Thank you, Don. I consider you the first serious journalistic role model of my career. I loved the Herald-Dispatch newsroom under your leadership. (And your dear family. And the pool parties!) I owe you dinner. Email me at douglasjohnmartin AT icloud. Be well.

Damn, Doug. On the nose. Exceptionally well said, as usual. Thanks for writing this. As a Charleston native, lifelong admirer of the G/GM, and short term staffer (yes, I had that dream you tell of, that is real, it was like a fantasy come true to work in the newsroom in any capacity for any length of time), I relate to all of this. The stuff that’s going down right now feels creepy. It lacks finesse, smarts, and respect. It lacks the kind of personal values that stand behind all that is good and right in WV and in the world.

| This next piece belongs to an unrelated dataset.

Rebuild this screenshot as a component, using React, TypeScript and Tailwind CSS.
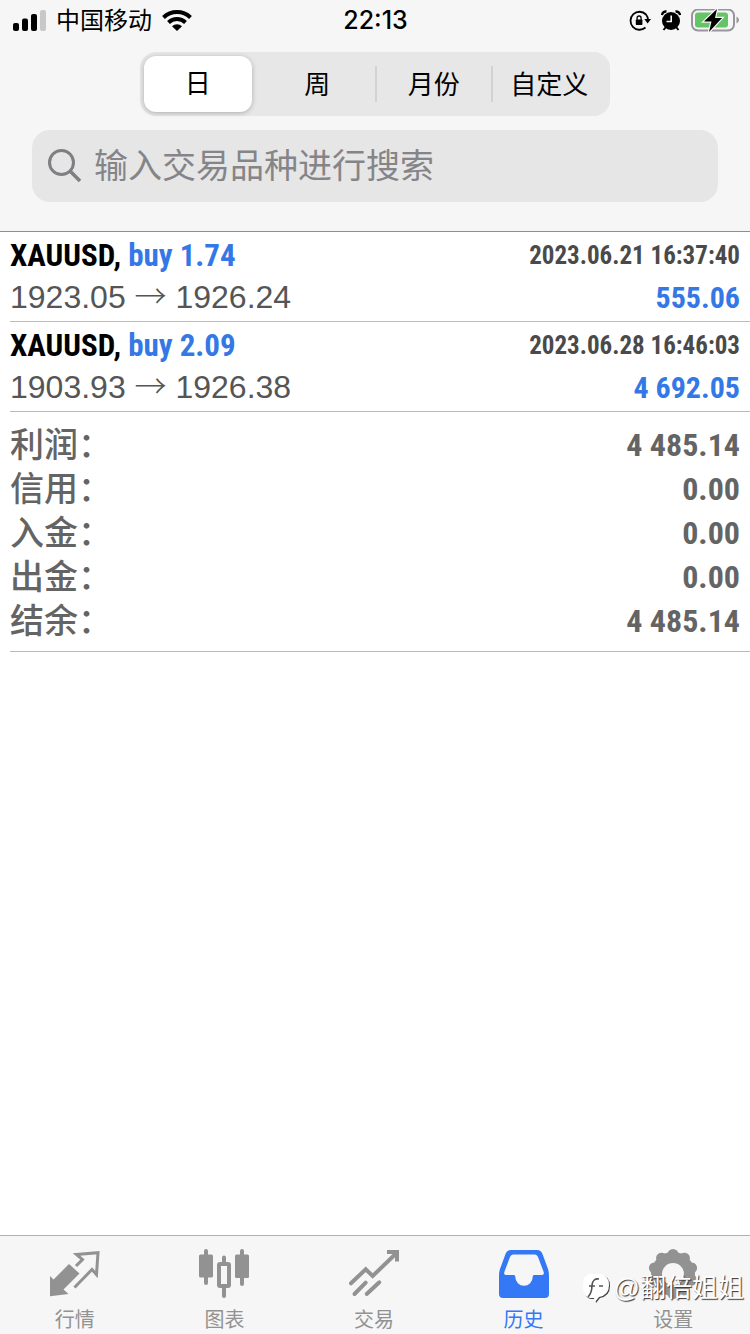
import { useState, type ReactNode } from 'react'

const periods = ['日', '周', '月份', '自定义']

const deals = [
  { symbol: 'XAUUSD', side: 'buy 1.74', open: '1923.05', close: '1926.24', time: '2023.06.21 16:37:40', profit: '555.06' },
  { symbol: 'XAUUSD', side: 'buy 2.09', open: '1903.93', close: '1926.38', time: '2023.06.28 16:46:03', profit: '4 692.05' },
]

const totals = [
  { label: '利润', value: '4 485.14' },
  { label: '信用', value: '0.00' },
  { label: '入金', value: '0.00' },
  { label: '出金', value: '0.00' },
  { label: '结余', value: '4 485.14' },
]

const NARROW = "font-['Roboto_Condensed','Liberation_Sans',sans-serif]"

function Icon({ children }: { children: ReactNode }) {
  return (
    <svg viewBox="0 0 50 50" className="size-[50px]" fill="currentColor" aria-hidden="true">
      {children}
    </svg>
  )
}

const tabs = [
  {
    label: '行情',
    icon: (
      <Icon>
        <path d="M-1 26 3.5 30.5 19 15 29.5 24.5 13.5 40.5 18.500 45 -1 47.500Z" />
        <path d="M26 17 32.5 10.5 26.5 5.5 48 3.7 46.5 25.5 42 20.5 24.5 38.5" fill="none" stroke="currentColor" strokeWidth="3" />
      </Icon>
    ),
  },
  {
    label: '图表',
    icon: (
      <Icon>
        <rect x="0" y="5.5" width="14" height="23" rx="1.5" />
        <rect x="5" y="0" width="4" height="36" rx="2" />
        <rect x="20" y="15" width="10" height="22" rx="1" fill="none" stroke="currentColor" strokeWidth="4" />
        <rect x="23" y="6.5" width="4" height="8" rx="2" />
        <rect x="23" y="37" width="4" height="12" rx="2" />
        <rect x="36" y="5.5" width="14" height="23.5" rx="1.5" />
        <rect x="41" y="0" width="4" height="37" rx="2" />
      </Icon>
    ),
  },
  {
    label: '交易',
    icon: (
      <Icon>
        <g fill="none" stroke="currentColor" strokeWidth="4">
          <path d="M2 34.3 16.7 20.3 23.7 27 47 4.5" strokeLinecap="round" />
          <path d="M38 3H48V12.5" />
          <path d="M5.5 45 16.7 33.7M17.7 45 30.3 33.3" strokeLinecap="round" />
        </g>
      </Icon>
    ),
  },
  {
    label: '历史',
    icon: (
      <Icon>
        <path
          fillRule="evenodd"
          d="M12 1H38Q42 1 43.5 5L49 20Q50 23 50 27V45Q50 49 46 49H4Q0 49 0 45V27Q0 23 1 20L6.5 5Q8 1 12 1ZM14 5.5Q12 5.5 11 8L5.3 23Q4.5 26 7 26H15Q16.3 26 16.3 28A8.7 8.7 0 0 0 33.7 28Q33.7 26 35 26H43Q45.5 26 44.7 23L39 8Q38 5.5 36 5.5Z"
        />
      </Icon>
    ),
  },
  {
    label: '设置',
    icon: (
      <Icon>
        <circle cx="25" cy="25" r="16.5" fill="none" stroke="currentColor" strokeWidth="11" />
        {[0, 36, 72, 108, 144, 180, 216, 252, 288, 324].map(a => (
          <circle key={a} cx="25" cy="5.5" r="5.5" transform={`rotate(${a} 25 25)`} />
        ))}
      </Icon>
    ),
  },
]

function StatusBar() {
  return (
    <div className="grid h-10 grid-cols-[1fr_auto_1fr] items-center pt-0.5 pr-[11px] pl-3">
      <div className="flex items-center gap-2.5">
        <svg viewBox="0 0 34 22" className="h-[22px] w-[34px]" aria-hidden="true">
          <rect x="1" y="13" width="6" height="8" rx="2" />
          <rect x="10" y="8.5" width="6" height="12.5" rx="2" />
          <rect x="19" y="4" width="6" height="17" rx="2" />
          <rect x="28" y="0" width="6" height="21" rx="2" fill="#c8c8c8" />
        </svg>
        <span className="text-2xl">中国移动</span>
        <svg viewBox="0 0 30 22" className="h-[22px] w-[30px]" fill="none" stroke="#000" strokeWidth="4" aria-hidden="true">
          <path d="M1.5 7.5A19.5 19.5 0 0 1 28.5 7.5" />
          <path d="M6.5 12.5A12.3 12.3 0 0 1 23.5 12.5" />
          <path d="M10 16.2A7.2 7.2 0 0 1 20 16.2L15 21Z" fill="#000" stroke="none" />
        </svg>
      </div>
      <time className="font-['Inter','Liberation_Sans',sans-serif] text-[25px] font-medium">22:13</time>
      <div className="flex items-center justify-end gap-2.5">
        <svg viewBox="0 0 22 22" className="size-[22px]" aria-hidden="true">
          <path d="M17 4.5A9 9 0 1 0 16.5 17.5M17 4.5A9 9 0 0 1 19 9.5" fill="none" stroke="#000" strokeWidth="1.8" />
          <path d="M15.3 9H22L18.6 13.5Z" />
          <rect x="6.8" y="9.5" width="6.6" height="5.5" rx="0.8" />
          <path d="M8.1 10V8a2 2 0 0 1 4 0V10" fill="none" stroke="#000" strokeWidth="1.3" />
        </svg>
        <svg viewBox="0 0 20 22" className="h-[22px] w-[20px]" aria-hidden="true">
          <circle cx="10" cy="11" r="9" />
          <path d="M1 5A4 4 0 0 1 5.5 1.5M14.5 1.5A4 4 0 0 1 19 5" fill="none" stroke="#000" strokeWidth="2.4" />
          <path d="M4.5 17.5 2.5 20M15.5 17.5 17.5 20" stroke="#000" strokeWidth="2" />
          <path d="M10.2 5.5V11.5H5.5" fill="none" stroke="#f6f6f6" strokeWidth="1.6" />
        </svg>
        <svg viewBox="0 0 48 24" className="h-[24px] w-[48px]" aria-hidden="true">
          <rect x="1" y="0.5" width="42" height="21" rx="6" fill="none" stroke="#98969c" strokeWidth="2" />
          <path d="M45.5 7.5Q48 8.5 48 11T45.5 14.5Z" fill="#98969c" />
          <rect x="4" y="3.5" width="33" height="15" rx="3" fill="#65c466" />
          <path d="M26 0 13 12.5H20.5L18 23 31 9H24Z" stroke="#f6f6f6" strokeWidth="2.4" paintOrder="stroke" />
        </svg>
      </div>
    </div>
  )
}

export default function App() {
  const [period, setPeriod] = useState('日')
  const [tab, setTab] = useState('历史')
  const [query, setQuery] = useState('')

  return (
    <div className="flex min-h-screen flex-col bg-white font-['Liberation_Sans','Noto_Sans_CJK_SC',sans-serif] text-black">
      <header className="border-b border-[#8e8e8e] bg-[#f6f6f6]">
        <StatusBar />

        <div className="mx-auto mt-3 grid h-16 w-[470px] max-w-full grid-cols-4 items-center rounded-2xl bg-[#e7e7e7] p-1">
          {periods.map((p, i) => (
            <button
              key={p}
              type="button"
              aria-pressed={p === period}
              onClick={() => setPeriod(p)}
              className={
                p === period
                  ? 'mr-2 h-14 rounded-xl bg-white text-[26px] shadow-[0_1px_5px_rgba(0,0,0,0.25)]'
                  : i > 1
                    ? 'h-9 border-l-2 border-[#d2d2d2] text-[26px]'
                    : 'h-9 text-[26px]'
              }
            >
              {p}
            </button>
          ))}
        </div>

        <label className="mx-8 mt-3.5 mb-[29px] flex h-18 items-center gap-3 rounded-[18px] bg-[#e6e6e7] px-4">
          <svg viewBox="0 0 34 34" className="size-[34px] shrink-0" fill="none" stroke="#7f7f83" strokeWidth="3" aria-hidden="true">
            <circle cx="13.5" cy="13.5" r="12" />
            <path d="M22 22 32 32" strokeWidth="3.6" />
          </svg>
          <input
            type="search"
            aria-label="搜索"
            value={query}
            onChange={e => setQuery(e.target.value)}
            placeholder="输入交易品种进行搜索"
            className="min-w-0 flex-1 bg-transparent text-[34px] outline-none placeholder:text-[#858588]"
          />
        </label>
      </header>

      <main className="flex-1 pl-2.5">
        <ul>
          {deals.map(d => (
            <li key={d.time} className="border-b border-[#bcbcbc] pt-1 pr-2.5 pb-[3px]">
              <div className={`flex h-10 items-center justify-between font-bold ${NARROW}`}>
                <span className="text-[31px]">
                  {d.symbol}, <span className="text-[#3478e6]">{d.side}</span>
                </span>
                <time className="text-[25px] text-[#4a4a4a]">{d.time}</time>
              </div>
              <div className="flex h-[42px] items-center justify-between">
                <span className="text-[32px] leading-10 text-[#555]">
                  {d.open} <span className="font-['Noto_Sans_CJK_SC',sans-serif] leading-none font-light">→</span> {d.close}
                </span>
                <span className={`text-[30px] font-bold text-[#3478e6] ${NARROW}`}>{d.profit}</span>
              </div>
            </li>
          ))}
        </ul>

        <dl className="border-b border-[#bcbcbc] pt-[11px] pr-2.5 pb-2 leading-[44px] text-[#646464]">
          {totals.map(t => (
            <div key={t.label} className="flex h-11 items-center justify-between">
              <dt className="text-[34px] font-medium">{t.label}：</dt>
              <dd className={`text-[32px] font-bold ${NARROW}`}>{t.value}</dd>
            </div>
          ))}
        </dl>
      </main>

      <nav className="relative grid grid-cols-5 border-t border-[#b0b0b0] bg-[#f6f6f6] pt-[13px] pr-0.5 pb-0.5">
        {tabs.map(t => (
          <button
            key={t.label}
            type="button"
            aria-current={t.label === tab ? 'page' : undefined}
            onClick={() => setTab(t.label)}
            className={`flex flex-col items-center gap-[9px] text-[20px] leading-6 ${t.label === tab ? 'text-[#3478f6]' : 'text-[#929292]'}`}
          >
            {t.icon}
            <span>{t.label}</span>
          </button>
        ))}

        {/* Author mark over the tab bar */}
        <div className="pointer-events-none absolute right-1.5 bottom-7 flex items-center gap-1 text-[26px] leading-9 text-white [text-shadow:1px_1px_1px_#333]">
          <svg viewBox="0 0 28 32" className="h-[32px] w-[28px] drop-shadow-[1px_1px_0_#444]" aria-hidden="true">
            <path d="M8 2H18Q27 3 27 13Q27 23 17 25L13 30L12 26H8Q1 25 1 14Q1 3 8 2Z" fill="#fff" />
            <path d="M6 25Q10 21 10 13Q11 6 17 7M7 14H13M17 14H21" fill="none" stroke="#555" strokeWidth="1.6" />
          </svg>
          <span>@翻倍姐姐</span>
        </div>
      </nav>
    </div>
  )
}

I hope what will soon be evident to these current investors is, they are picking apart the wrong warrior in the wrong way. The public display of the quartered body of William Wallace didn’t go so well for the king of England. Something about that feels eerily prescient right now.

Douglas Imbrogno says:

Thanks, Ms. Gaucher. Twas a good time, sharing that newsroom with you! Thanks for all you do in keeping good writing healthy in the world.